And despite all the conspiracy theories, the US is still doing nothing against [Syrian dictator Bashar] Assad. All their efforts are directed against ISIS and al-Nusra. They aren’t going after Assad at all.

How would you handle this situation if you don’t want to back Assad but you don’t want to empower the jihadists either?

Look, there continues to be a legitimate resistance in Syria that is not in the jihadist camp. I see my position less and less about making policy recommendations and more and more about trying to build solidarity between the progressive forces on the ground in Syria and Iraq and the progressive voices in the US—a sphere in which I do have somewhat of a voice, not very much, but at least a little bit of voice. With the government, I have no voice at all. The soapbox of solidarity with the civil resistance is more important to me than the soapbox of non-intervention. I understand the problems of intervention and I understand the problems of no intervention. We’re in a very, very grim, very, very difficult situation. There aren’t any easy answers and I oppose the peddlers of easy answers, whether they are promoting the pro-intervention position or the anti-intervention position.

I will say that the problems with US intervention are becoming very clear at this moment, with Washington apparently giving Turkey a green light to bomb the revolutionary Kurds in Iraq and Syria despite the fact that these are the very forces that are most effectively fighting ISIS. But it is also true that these same forces support US air-strikes on ISIS, and the US has actually dropped them aid and coordinated with them. They are now being betrayed, and we urgently have to speak up for them and protest this.

What is the best way to support progressive elements like the Kurds in Syria?

Give them a voice, act like they exist! I’ve got friends who are organizing a book drive so they can send books to the university the Rojava Kurds have established in their territory, and that’s great. But what’s more important about it is not that they are sending the books there—that’s secondary.

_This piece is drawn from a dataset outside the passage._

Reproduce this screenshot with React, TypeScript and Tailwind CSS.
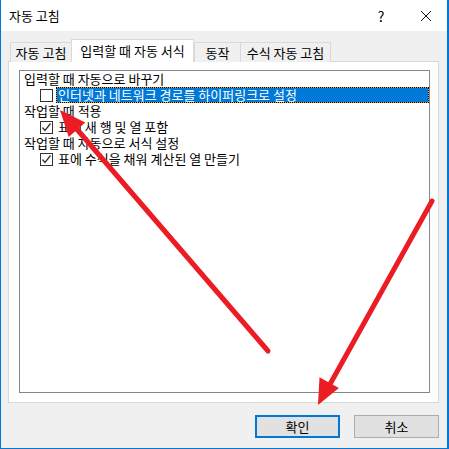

What’s important about it is the fact that by doing the book drive here, we are affirming that this social experiment in Syria actually exists and countering the stupid left bullshit that all of the Syrian rebels are jihadists and therefore we should be backing Assad.

What changes would you like to see in the progressive left today?

They should get over their Oedipus complex about big daddy US imperialism and start adhering to principle.

During the Kosovo intervention, there was the critique that the US was supporting Turkish atrocities against the Kurds at the same time they were bombing Serbia to supposedly protect the Kosovar Albanians.

As acknowledged. But if your village has been burned down and you have been forced into a refugee camp across the border, what difference does it make to you that there are Kurds in Turkey that are in a similar situation? How does that lessen your plight? The Kosovars overwhelmingly approved of the NATO intervention, while some notable anti-Milosevic Serbian opposition forces did not.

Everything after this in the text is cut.